Cutting through the exabytes

The world is so short of engineers that countries around the globe are steering more children towards the study of STEM (Science, Technology, Engineering and Mathematics) subjects.  But Data Scientists are in even shorter supply than engineers.  With the arrival of Big Data, served up in a daily dose of 2.5 quintillion bytes (that’s 30 zeros), companies and governments now have the haystack that brings them tantalisingly close to unlocking the secrets of commercial success, human psychology and the universe. [1] All that is now required are people who are able to mine all these data and extract the needle from them.  Especially since data creation is expected to reach 240 exabytes per day by 2020.  One exabyte is equivalent to one quintillion bytes so that means a one hundredfold increase over the next four years.

bio informatics - data science

No wonder data scientists are in such demand.  Adam Byrnes, Senior Director of International Expansion at Freelancer whose outsourcing marketplace has 16 million users, says data scientists can pretty much write their own contracts at the moment, so hungry are organisations such as his to recruit them.

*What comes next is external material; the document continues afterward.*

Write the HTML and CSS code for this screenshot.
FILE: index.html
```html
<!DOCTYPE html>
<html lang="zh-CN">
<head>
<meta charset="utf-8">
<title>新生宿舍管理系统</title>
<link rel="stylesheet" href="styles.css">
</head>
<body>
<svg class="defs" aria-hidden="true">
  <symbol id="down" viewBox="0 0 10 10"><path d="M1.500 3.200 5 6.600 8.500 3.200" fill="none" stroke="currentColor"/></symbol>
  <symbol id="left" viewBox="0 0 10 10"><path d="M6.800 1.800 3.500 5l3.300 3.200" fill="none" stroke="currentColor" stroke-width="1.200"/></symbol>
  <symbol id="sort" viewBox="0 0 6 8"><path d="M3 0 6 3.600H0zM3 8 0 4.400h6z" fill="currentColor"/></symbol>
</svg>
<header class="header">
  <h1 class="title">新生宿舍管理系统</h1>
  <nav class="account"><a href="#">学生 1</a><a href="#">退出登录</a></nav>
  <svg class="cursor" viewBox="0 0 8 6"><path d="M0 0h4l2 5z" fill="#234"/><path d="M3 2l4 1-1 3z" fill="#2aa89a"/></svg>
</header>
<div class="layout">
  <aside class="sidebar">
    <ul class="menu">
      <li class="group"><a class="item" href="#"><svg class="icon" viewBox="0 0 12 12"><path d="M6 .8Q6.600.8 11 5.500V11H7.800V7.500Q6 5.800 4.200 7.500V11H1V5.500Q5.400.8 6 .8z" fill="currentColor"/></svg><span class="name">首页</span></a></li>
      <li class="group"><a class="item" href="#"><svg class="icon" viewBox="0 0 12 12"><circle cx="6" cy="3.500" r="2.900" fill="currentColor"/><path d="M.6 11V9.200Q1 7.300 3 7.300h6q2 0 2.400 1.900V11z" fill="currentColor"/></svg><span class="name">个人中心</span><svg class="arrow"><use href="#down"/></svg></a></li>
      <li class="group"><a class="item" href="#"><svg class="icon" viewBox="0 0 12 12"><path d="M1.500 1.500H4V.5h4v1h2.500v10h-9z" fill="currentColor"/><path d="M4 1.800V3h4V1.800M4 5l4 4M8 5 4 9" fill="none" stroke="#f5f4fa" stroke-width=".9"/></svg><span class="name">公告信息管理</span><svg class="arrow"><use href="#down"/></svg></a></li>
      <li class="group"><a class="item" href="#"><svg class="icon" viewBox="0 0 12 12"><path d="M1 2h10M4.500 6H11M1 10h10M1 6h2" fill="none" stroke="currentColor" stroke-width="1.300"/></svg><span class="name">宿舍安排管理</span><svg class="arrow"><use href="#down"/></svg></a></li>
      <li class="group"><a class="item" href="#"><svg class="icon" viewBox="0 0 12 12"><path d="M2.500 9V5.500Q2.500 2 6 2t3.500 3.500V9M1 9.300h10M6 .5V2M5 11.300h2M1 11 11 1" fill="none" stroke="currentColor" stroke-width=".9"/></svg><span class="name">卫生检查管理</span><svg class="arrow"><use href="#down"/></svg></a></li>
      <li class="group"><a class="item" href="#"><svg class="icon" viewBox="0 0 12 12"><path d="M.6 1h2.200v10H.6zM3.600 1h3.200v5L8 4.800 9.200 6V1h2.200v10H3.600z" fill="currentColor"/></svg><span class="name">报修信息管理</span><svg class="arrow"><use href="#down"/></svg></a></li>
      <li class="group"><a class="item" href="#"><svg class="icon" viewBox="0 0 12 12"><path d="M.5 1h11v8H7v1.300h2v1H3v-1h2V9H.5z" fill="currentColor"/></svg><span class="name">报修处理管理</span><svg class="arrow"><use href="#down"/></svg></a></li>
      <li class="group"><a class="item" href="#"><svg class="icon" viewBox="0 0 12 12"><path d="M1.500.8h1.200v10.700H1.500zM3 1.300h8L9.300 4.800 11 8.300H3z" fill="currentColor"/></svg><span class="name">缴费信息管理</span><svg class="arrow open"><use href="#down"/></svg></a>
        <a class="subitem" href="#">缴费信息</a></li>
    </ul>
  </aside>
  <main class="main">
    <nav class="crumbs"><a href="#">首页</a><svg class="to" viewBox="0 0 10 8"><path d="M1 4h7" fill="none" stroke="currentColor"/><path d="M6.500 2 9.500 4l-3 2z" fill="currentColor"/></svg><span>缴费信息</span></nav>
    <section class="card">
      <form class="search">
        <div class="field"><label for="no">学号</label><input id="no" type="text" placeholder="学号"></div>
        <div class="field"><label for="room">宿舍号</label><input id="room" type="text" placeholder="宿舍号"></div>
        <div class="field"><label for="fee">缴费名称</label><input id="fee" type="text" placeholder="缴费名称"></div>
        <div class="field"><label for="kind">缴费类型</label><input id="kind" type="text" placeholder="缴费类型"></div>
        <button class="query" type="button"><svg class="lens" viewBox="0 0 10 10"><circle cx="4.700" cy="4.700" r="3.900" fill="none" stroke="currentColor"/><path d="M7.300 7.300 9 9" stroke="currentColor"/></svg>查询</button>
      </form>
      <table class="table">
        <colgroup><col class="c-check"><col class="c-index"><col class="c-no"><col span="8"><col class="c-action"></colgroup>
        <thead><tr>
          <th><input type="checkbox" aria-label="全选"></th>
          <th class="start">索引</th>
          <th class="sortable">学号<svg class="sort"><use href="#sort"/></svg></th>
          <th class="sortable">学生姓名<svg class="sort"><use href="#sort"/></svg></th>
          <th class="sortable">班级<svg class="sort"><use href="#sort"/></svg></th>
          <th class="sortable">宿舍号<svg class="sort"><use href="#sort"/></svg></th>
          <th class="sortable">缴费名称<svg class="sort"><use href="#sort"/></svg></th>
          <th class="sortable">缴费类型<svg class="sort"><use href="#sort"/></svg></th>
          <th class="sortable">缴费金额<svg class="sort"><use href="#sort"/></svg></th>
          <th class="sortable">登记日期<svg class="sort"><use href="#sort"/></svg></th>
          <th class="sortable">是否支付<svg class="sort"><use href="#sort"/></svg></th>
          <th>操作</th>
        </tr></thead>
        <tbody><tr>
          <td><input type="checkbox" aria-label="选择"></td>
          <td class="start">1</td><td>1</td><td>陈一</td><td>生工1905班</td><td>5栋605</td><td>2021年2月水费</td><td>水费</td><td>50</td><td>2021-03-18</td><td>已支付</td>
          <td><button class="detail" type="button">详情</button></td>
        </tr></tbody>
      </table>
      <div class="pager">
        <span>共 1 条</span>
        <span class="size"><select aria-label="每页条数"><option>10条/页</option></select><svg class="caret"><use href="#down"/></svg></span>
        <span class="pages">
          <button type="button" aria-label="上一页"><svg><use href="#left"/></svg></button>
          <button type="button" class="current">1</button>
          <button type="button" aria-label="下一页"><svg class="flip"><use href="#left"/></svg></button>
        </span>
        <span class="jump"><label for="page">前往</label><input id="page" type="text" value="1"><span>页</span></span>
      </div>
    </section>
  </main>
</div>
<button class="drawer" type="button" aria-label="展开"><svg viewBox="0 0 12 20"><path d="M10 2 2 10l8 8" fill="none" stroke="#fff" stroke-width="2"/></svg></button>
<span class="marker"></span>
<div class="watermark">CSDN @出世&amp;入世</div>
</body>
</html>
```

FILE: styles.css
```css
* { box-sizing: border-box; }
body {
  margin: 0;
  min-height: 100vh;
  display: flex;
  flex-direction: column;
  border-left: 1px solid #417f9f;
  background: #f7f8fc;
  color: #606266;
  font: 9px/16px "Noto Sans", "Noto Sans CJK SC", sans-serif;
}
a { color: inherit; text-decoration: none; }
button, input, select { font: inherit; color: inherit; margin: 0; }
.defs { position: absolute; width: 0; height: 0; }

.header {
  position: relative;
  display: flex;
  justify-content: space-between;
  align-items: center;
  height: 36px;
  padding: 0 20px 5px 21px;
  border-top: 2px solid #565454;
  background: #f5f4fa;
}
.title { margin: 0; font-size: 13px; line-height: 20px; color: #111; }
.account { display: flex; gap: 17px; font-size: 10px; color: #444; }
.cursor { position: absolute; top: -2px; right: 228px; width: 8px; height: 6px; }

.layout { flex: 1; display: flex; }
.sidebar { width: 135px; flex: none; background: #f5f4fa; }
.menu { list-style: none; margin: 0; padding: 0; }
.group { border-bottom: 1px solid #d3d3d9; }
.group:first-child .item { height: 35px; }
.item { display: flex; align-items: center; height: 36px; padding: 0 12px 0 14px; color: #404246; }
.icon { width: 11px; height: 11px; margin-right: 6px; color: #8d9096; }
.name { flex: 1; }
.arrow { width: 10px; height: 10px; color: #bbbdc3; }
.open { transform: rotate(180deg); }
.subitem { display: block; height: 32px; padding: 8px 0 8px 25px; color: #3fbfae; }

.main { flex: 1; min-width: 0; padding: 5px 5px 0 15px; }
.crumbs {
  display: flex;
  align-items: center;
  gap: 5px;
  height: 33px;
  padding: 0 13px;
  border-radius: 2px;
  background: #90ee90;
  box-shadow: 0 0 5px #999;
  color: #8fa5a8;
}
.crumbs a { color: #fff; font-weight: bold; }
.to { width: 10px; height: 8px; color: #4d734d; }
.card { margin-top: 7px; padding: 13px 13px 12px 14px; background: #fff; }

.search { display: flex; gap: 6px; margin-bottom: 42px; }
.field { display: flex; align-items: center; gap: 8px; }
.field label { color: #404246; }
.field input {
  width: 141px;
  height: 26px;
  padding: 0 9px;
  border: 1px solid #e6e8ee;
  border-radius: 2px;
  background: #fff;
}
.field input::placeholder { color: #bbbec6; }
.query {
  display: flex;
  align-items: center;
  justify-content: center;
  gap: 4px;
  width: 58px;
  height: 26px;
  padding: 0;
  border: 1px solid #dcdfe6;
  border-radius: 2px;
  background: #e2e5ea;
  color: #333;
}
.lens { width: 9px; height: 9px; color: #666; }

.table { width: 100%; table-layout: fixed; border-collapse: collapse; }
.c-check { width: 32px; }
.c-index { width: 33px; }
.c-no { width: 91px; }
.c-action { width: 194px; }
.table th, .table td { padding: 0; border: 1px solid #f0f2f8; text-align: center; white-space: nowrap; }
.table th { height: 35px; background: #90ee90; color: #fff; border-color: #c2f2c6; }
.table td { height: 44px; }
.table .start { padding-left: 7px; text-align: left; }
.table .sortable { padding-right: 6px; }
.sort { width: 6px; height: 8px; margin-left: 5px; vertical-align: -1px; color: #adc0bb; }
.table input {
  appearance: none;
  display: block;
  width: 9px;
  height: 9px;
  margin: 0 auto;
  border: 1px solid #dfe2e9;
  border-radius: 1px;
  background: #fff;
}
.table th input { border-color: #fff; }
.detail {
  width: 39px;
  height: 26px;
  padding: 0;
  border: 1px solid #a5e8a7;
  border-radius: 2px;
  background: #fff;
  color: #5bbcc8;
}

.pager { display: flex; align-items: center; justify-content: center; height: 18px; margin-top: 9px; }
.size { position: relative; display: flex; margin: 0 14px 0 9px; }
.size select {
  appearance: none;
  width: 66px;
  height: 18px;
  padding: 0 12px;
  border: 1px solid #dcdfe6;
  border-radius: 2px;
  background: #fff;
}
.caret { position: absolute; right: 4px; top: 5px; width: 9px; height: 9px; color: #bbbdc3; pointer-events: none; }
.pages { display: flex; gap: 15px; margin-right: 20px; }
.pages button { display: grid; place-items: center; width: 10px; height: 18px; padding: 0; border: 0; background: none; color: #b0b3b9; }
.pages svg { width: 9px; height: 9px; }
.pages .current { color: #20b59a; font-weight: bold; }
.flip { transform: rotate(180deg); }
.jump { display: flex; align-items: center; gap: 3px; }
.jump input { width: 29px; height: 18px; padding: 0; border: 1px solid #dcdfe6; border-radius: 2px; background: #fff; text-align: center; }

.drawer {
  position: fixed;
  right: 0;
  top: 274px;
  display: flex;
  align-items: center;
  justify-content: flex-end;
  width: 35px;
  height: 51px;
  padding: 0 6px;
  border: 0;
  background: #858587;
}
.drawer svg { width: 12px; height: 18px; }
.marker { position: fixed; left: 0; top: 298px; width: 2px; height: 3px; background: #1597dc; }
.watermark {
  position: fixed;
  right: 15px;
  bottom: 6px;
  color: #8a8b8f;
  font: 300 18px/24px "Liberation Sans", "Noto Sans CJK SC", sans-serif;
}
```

At present there are about 40 universities offering data science courses in the UK and about half that number for specialist areas such as bioinformatics.  Data science is, broadly speaking, a marriage of computer science and statistics, with varying degrees of mathematics, analytics and modelling thrown in.  Bioinformatics applies these sciences directly to the health sphere and is split, by the NHS, into three areas: physical sciences, health sciences and genomics.

According to a report by Deloitte in 2015 [2], there are 164 genomics firms operating in the UK, mostly around Cambridge, London, Oxford and Edinburgh.  Most are small, employing fewer than 10 employees and Deloitte believes that these firms are having difficulty in scaling up because the NHS is unable or unwilling to commission more work from them.  It is certain that there are budgetary constraints within the NHS – the Secretary of State for Health is currently urging the NHS to ‘find’ £22bn in savings – that might make the organisation stop short of commissioning full-scale sequencing projects with an unclear cost/benefit ratio.

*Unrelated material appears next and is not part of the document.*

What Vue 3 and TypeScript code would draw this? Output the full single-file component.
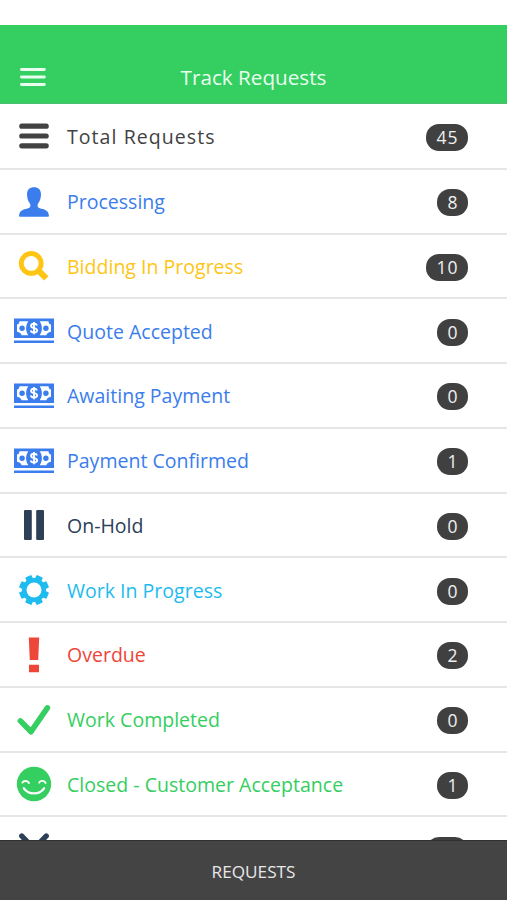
<script setup lang="ts">
type IconName =
  | 'bars' | 'person' | 'search' | 'cash' | 'pause' | 'gear' | 'alert' | 'check' | 'smile' | 'cross'

interface StatusRow {
  id: number
  label: string
  count: number | null
  icon: IconName
  tone: string
}

const rows: StatusRow[] = [
  { id: 1, label: 'Total Requests', count: 45, icon: 'bars', tone: 'dark' },
  { id: 2, label: 'Processing', count: 8, icon: 'person', tone: 'blue' },
  { id: 3, label: 'Bidding In Progress', count: 10, icon: 'search', tone: 'yellow' },
  { id: 4, label: 'Quote Accepted', count: 0, icon: 'cash', tone: 'blue' },
  { id: 5, label: 'Awaiting Payment', count: 0, icon: 'cash', tone: 'blue' },
  { id: 6, label: 'Payment Confirmed', count: 1, icon: 'cash', tone: 'blue' },
  { id: 7, label: 'On-Hold', count: 0, icon: 'pause', tone: 'navy' },
  { id: 8, label: 'Work In Progress', count: 0, icon: 'gear', tone: 'cyan' },
  { id: 9, label: 'Overdue', count: 2, icon: 'alert', tone: 'red' },
  { id: 10, label: 'Work Completed', count: 0, icon: 'check', tone: 'green' },
  { id: 11, label: 'Closed - Customer Acceptance', count: 1, icon: 'smile', tone: 'green' },
  { id: 12, label: '', count: null, icon: 'cross', tone: 'navy' },
]

// Eight flared teeth around a ring, centred on (20, 20).
const gearPoints: string = Array.from({ length: 8 }, (_, i) => {
  const base = (i * 45 + 22.5) * (Math.PI / 180)
  return [
    [-0.27, 11.6],
    [-0.2, 14.7],
    [0.2, 14.7],
    [0.27, 11.6],
  ]
    .map(([a, r]) => `${(20 + r * Math.cos(base + a)).toFixed(2)},${(20 + r * Math.sin(base + a)).toFixed(2)}`)
    .join(' ')
}).join(' ')
</script>

<template>
  <div class="screen">
    <header class="topbar">
      <button class="menu" aria-label="Menu">
        <svg width="26" height="20" viewBox="0 0 26 20">
          <path d="M1.4 2.5H24.4M1.4 10H24.4M1.4 17.500H24.4" stroke="currentColor" stroke-width="2.800" stroke-linecap="round" />
        </svg>
      </button>
      <h1 class="title">Track Requests</h1>
    </header>

    <main class="list">
      <div v-for="row in rows" :key="row.id" class="row" :class="row.tone">
        <svg class="icon" width="40" height="40" viewBox="0 0 40 40">
          <path v-if="row.icon === 'bars'" d="M7.8 10.2H32.2M7.8 20H32.2M7.8 29.8H32.2" stroke="currentColor" stroke-width="5.200" stroke-linecap="round" />
          <path v-else-if="row.icon === 'person'" fill="currentColor" d="M20 5.300c4.300 0 7 2.600 7 7 0 3.900-1.200 7.200-2.900 9.200-.8 1-.7 3.200.3 4 .9.800 2 1 4 1.500 3.700.9 6.100 2.500 6.500 6.200.1 1.100-.3 1.600-1.200 1.600H6.300c-.9 0-1.300-.5-1.200-1.600.4-3.700 2.800-5.300 6.500-6.200 2-.5 3.100-.7 4-1.500 1-.8 1.100-3 .3-4-1.700-2-2.900-5.300-2.900-9.200 0-4.400 2.700-7 7-7z" />
          <g v-else-if="row.icon === 'search'" fill="none" stroke="currentColor">
            <circle cx="17.200" cy="17.400" r="9.900" stroke-width="4.900" />
            <path d="M24.100 24.200L32.300 32.400" stroke-width="6.200" />
          </g>
          <g v-else-if="row.icon === 'cash'">
            <path fill="currentColor" d="M0 7.500H40V26.900H0zM0 29.500H40V32H0z" />
            <path fill="#fff" d="M5.500 10.200H14.300C12.800 12.400 12.100 14.800 12.100 17.200S12.800 22 14.300 24.200H7.600C7.200 22.400 5.600 21 3 20.700V13.600C4.600 13.300 5.400 12.200 5.500 10.200zM34.500 10.200H25.700C27.200 12.400 27.900 14.800 27.900 17.200S27.200 22 25.700 24.200H32.400C32.800 22.400 34.400 21 37 20.700V13.600C35.400 13.300 34.600 12.200 34.500 10.200z" />
            <circle cx="8.100" cy="17.200" r="2.700" fill="currentColor" />
            <circle cx="31.900" cy="17.200" r="2.700" fill="currentColor" />
            <path d="M23 14.500C22.500 13.200 21.500 12.800 20 12.800c-1.800 0-2.900.8-2.900 2.100 0 3 6 1.400 6 4.400 0 1.300-1.200 2.200-3.100 2.200-1.800 0-2.900-.7-3.300-2M20 11v12.200" fill="none" stroke="#fff" stroke-width="1.900" />
          </g>
          <path v-else-if="row.icon === 'pause'" fill="currentColor" d="M11 5h5.800q1 0 1 1V34q0 1-1 1H11q-1 0-1-1V6q0-1 1-1zM23.200 5H29q1 0 1 1V34q0 1-1 1H23.200q-1 0-1-1V6q0-1 1-1z" />
          <g v-else-if="row.icon === 'gear'">
            <polygon :points="gearPoints" fill="currentColor" stroke="currentColor" stroke-width="1" stroke-linejoin="round" />
            <circle cx="20" cy="20" r="7.500" fill="#fff" />
          </g>
          <path v-else-if="row.icon === 'alert'" fill="currentColor" d="M14.800 2.500H25.200L24.200 25H15.800zM15 29.800H25V37.200H15z" />
          <path v-else-if="row.icon === 'check'" d="M6.400 20.900L17 31.700L33.400 7.900" fill="none" stroke="currentColor" stroke-width="5.600" stroke-linecap="round" stroke-linejoin="round" />
          <g v-else-if="row.icon === 'smile'" fill="none" stroke="#fff" stroke-linecap="round">
            <circle cx="20" cy="20" r="17.200" fill="currentColor" stroke="none" />
            <path d="M8.400 18.600C9.300 16.600 13.700 16.100 15 19M25.200 18.600C26.400 16.100 30.700 16.500 31.600 18.900" stroke-width="1.900" />
            <path d="M9.900 24.300C14.600 31.100 25.400 31.100 30.100 24.300" stroke-width="2.300" />
          </g>
          <path v-else d="M7.800 7L32.200 33M32.200 7L7.800 33" stroke="currentColor" stroke-width="5.400" stroke-linecap="round" />
        </svg>
        <span class="label">{{ row.label }}</span>
        <span class="badge" :class="{ wide: row.count === null || row.count > 9 }">{{ row.count }}</span>
      </div>
    </main>

    <footer class="footer">REQUESTS</footer>
  </div>
</template>

<style>
body {
  margin: 0;
  background: #fff;
}
</style>

<style scoped>
.screen {
  box-sizing: border-box;
  display: flex;
  flex-direction: column;
  height: 900px;
  padding-top: 25px;
  overflow: hidden;
  background: #fff;
  font-family: "Open Sans", "Noto Sans", sans-serif;
}
.topbar {
  box-sizing: border-box;
  flex: none;
  display: grid;
  grid-template-columns: 66px 1fr 66px;
  align-items: center;
  height: 79px;
  padding-top: 26px;
  border-bottom: 1px solid #4fbb70;
  background: #35ce60;
  color: #e8fff0;
}
.menu {
  display: flex;
  margin: 0;
  padding: 0 0 0 20px;
  border: 0;
  background: none;
  color: inherit;
}
.title {
  margin: 0;
  text-align: center;
  font-size: 20.700px;
  font-weight: 400;
  line-height: 28px;
}
.list {
  flex: 1;
  min-height: 0;
  overflow: hidden;
}
.row {
  box-sizing: border-box;
  display: flex;
  align-items: center;
  height: 64.75px;
  padding: 2px 39px 0 14px;
  border-bottom: 2px solid #e6e6e6;
}
.row:first-child {
  height: 65.750px;
}
.icon {
  flex: none;
  margin-bottom: 1px;
}
.label {
  flex: 1;
  margin-left: 13px;
  font-size: 19.550px;
  line-height: 28px;
  white-space: nowrap;
}
.badge {
  box-sizing: border-box;
  width: 31px;
  height: 27px;
  margin-top: 1px;
  padding-left: 1px;
  border-radius: 13px;
  background: #404040;
  color: #f0f0f0;
  font-size: 17.500px;
  font-weight: 500;
  line-height: 27px;
  letter-spacing: 1px;
  text-align: center;
}
.badge.wide {
  width: 42px;
}
.dark { color: #424242; }
.dark .label { letter-spacing: 1.050px; font-weight: 500; }
.blue { color: #3b7ded; }
.yellow { color: #fec514; }
.navy { color: #2e4058; }
.cyan { color: #1ebbee; }
.red { color: #ef463a; }
.green { color: #35ce60; }
.footer {
  box-sizing: border-box;
  flex: none;
  height: 60px;
  border-top: 1px solid #303030;
  background: #444;
  color: #e8e8e8;
  font-size: 17.200px;
  line-height: 62px;
  text-align: center;
}
</style>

Bioinformatics could help.  According to Deloitte, the UK currently has around 35,000 qualified health informatics professionals – almost half the number required if we wish to provide a service that is comparable with the USA.  If a third party were to trawl through volumes of data for them, both genomics companies and their natural customer, the NHS, could benefit.

There are few companies in the UK dedicated exclusively to the genomics area of bioinformatics.  Desktop Genetics is one.  Based in Cambridge, it specialises in gene editing to reduce the impact of Alzheimers and to overcome cancer resistance to chemotherapy.   Other companies such as Synthace and Genestack and, best known, Benevolent AI, organise the information that other scientists may require.

With an NHS that is desperate to spend money on preventing people from falling ill rather than the costlier alternative of curing them once they are sick, there must be space for more companies and more investment in this field.

[1] Tech Crunch.  How to stem the global shortage of data scientists.  31 December 2015.

[2] Office for Life Sciences.  Genomics in the UK.  September 2015.